++++ DATA SEGMENT

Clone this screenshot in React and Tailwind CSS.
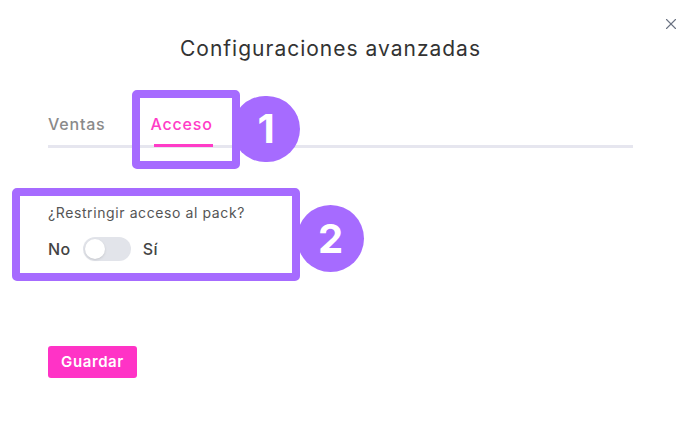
import React from "react";
import { X } from "lucide-react";

const Badge = ({ n, className }) => (
  <div
    className={`absolute flex items-center justify-center rounded-full bg-[#a66bff] text-white font-bold text-[40px] ${className}`}
    style={{ fontFamily: "Inter, sans-serif" }}
  >
    {n}
  </div>
);

const App = () => {
  return (
    <div
      className="relative w-[688px] h-[438px] bg-white overflow-hidden"
      style={{ fontFamily: "Inter, 'Open Sans', sans-serif" }}
    >
      <button className="absolute right-[8px] top-[15px] text-gray-500">
        <X className="w-[18px] h-[18px]" strokeWidth={1.5} />
      </button>

      <div className="pl-[48px] pr-[55px] pt-[35px]">
        <h1 className="text-center pr-[20px] text-[21px] leading-[28px] tracking-[1px] text-[#333] font-normal">
          Configuraciones avanzadas
        </h1>

        {/* Tabs */}
        <div className="mt-[51px] flex border-b-[3px] border-[#e6e6ef]">
          <div className="pb-[11px] text-[16px] leading-[20px] tracking-[0.8px] font-medium text-[#8a8a8a]">Ventas</div>
          <div className="ml-[45px] relative pb-[11px] text-[16px] leading-[20px] tracking-[0.8px] font-medium text-[#ff3cc7]">
            Acceso
            <div className="absolute left-[3px] right-0 bottom-[-2px] h-[3px] bg-[#ff3cc7]" />
          </div>
        </div>

        {/* Restringir */}
        <div className="mt-[56px]">
          <p className="text-[14px] leading-[18px] tracking-[0.6px] text-[#555]">¿Restringir acceso al pack?</p>
          <div className="mt-[15px] flex items-center">
            <span className="text-[16px] tracking-[0.5px] font-medium text-[#444]">No</span>
            <div className="ml-[12px] w-[48px] h-[24px] rounded-full bg-[#e2e4ea] p-[2px]">
              <div className="w-[20px] h-[20px] rounded-full bg-white shadow" />
            </div>
            <span className="ml-[12px] text-[16px] tracking-[0.5px] font-medium text-[#444]">Sí</span>
          </div>
        </div>

        <button className="mt-[85px] w-[89px] h-[32px] rounded-[3px] bg-[#ff33c6] text-white text-[15px] tracking-[0.6px] font-semibold">
          Guardar
        </button>
      </div>

      {/* Annotation overlays */}
      <Badge n="1" className="left-[232px] top-[96px] w-[68px] h-[66px]" />
      <div className="absolute left-[132px] top-[90px] w-[108px] h-[79px] border-[8px] border-[#a66bff] rounded-[5px]" />

      <Badge n="2" className="left-[297px] top-[205px] w-[67px] h-[67px]" />
      <div className="absolute left-[12px] top-[188px] w-[288px] h-[93px] border-[8px] border-[#a66bff] rounded-[5px]" />
    </div>
  );
};

export default App;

++++++++

Transcribe the preceding listing in its entirety and with exact wording, leaving out pictures.

• [SOLUTION BELOW]:
Clone this screenshot in React and Tailwind CSS.
import React from "react";
import { X } from "lucide-react";

const Badge = ({ n, className }) => (
  <div
    className={`absolute flex items-center justify-center rounded-full bg-[#a66bff] text-white font-bold text-[40px] ${className}`}
    style={{ fontFamily: "Inter, sans-serif" }}
  >
    {n}
  </div>
);

const App = () => {
  return (
    <div
      className="relative w-[688px] h-[438px] bg-white overflow-hidden"
      style={{ fontFamily: "Inter, 'Open Sans', sans-serif" }}
    >
      <button className="absolute right-[8px] top-[15px] text-gray-500">
        <X className="w-[18px] h-[18px]" strokeWidth={1.5} />
      </button>

      <div className="pl-[48px] pr-[55px] pt-[35px]">
        <h1 className="text-center pr-[20px] text-[21px] leading-[28px] tracking-[1px] text-[#333] font-normal">
          Configuraciones avanzadas
        </h1>

        {/* Tabs */}
        <div className="mt-[51px] flex border-b-[3px] border-[#e6e6ef]">
          <div className="pb-[11px] text-[16px] leading-[20px] tracking-[0.8px] font-medium text-[#8a8a8a]">Ventas</div>
          <div className="ml-[45px] relative pb-[11px] text-[16px] leading-[20px] tracking-[0.8px] font-medium text-[#ff3cc7]">
            Acceso
            <div className="absolute left-[3px] right-0 bottom-[-2px] h-[3px] bg-[#ff3cc7]" />
          </div>
        </div>

        {/* Restringir */}
        <div className="mt-[56px]">
          <p className="text-[14px] leading-[18px] tracking-[0.6px] text-[#555]">¿Restringir acceso al pack?</p>
          <div className="mt-[15px] flex items-center">
            <span className="text-[16px] tracking-[0.5px] font-medium text-[#444]">No</span>
            <div className="ml-[12px] w-[48px] h-[24px] rounded-full bg-[#e2e4ea] p-[2px]">
              <div className="w-[20px] h-[20px] rounded-full bg-white shadow" />
            </div>
            <span className="ml-[12px] text-[16px] tracking-[0.5px] font-medium text-[#444]">Sí</span>
          </div>
        </div>

        <button className="mt-[85px] w-[89px] h-[32px] rounded-[3px] bg-[#ff33c6] text-white text-[15px] tracking-[0.6px] font-semibold">
          Guardar
        </button>
      </div>

      {/* Annotation overlays */}
      <Badge n="1" className="left-[232px] top-[96px] w-[68px] h-[66px]" />
      <div className="absolute left-[132px] top-[90px] w-[108px] h-[79px] border-[8px] border-[#a66bff] rounded-[5px]" />

      <Badge n="2" className="left-[297px] top-[205px] w-[67px] h-[67px]" />
      <div className="absolute left-[12px] top-[188px] w-[288px] h-[93px] border-[8px] border-[#a66bff] rounded-[5px]" />
    </div>
  );
};

export default App;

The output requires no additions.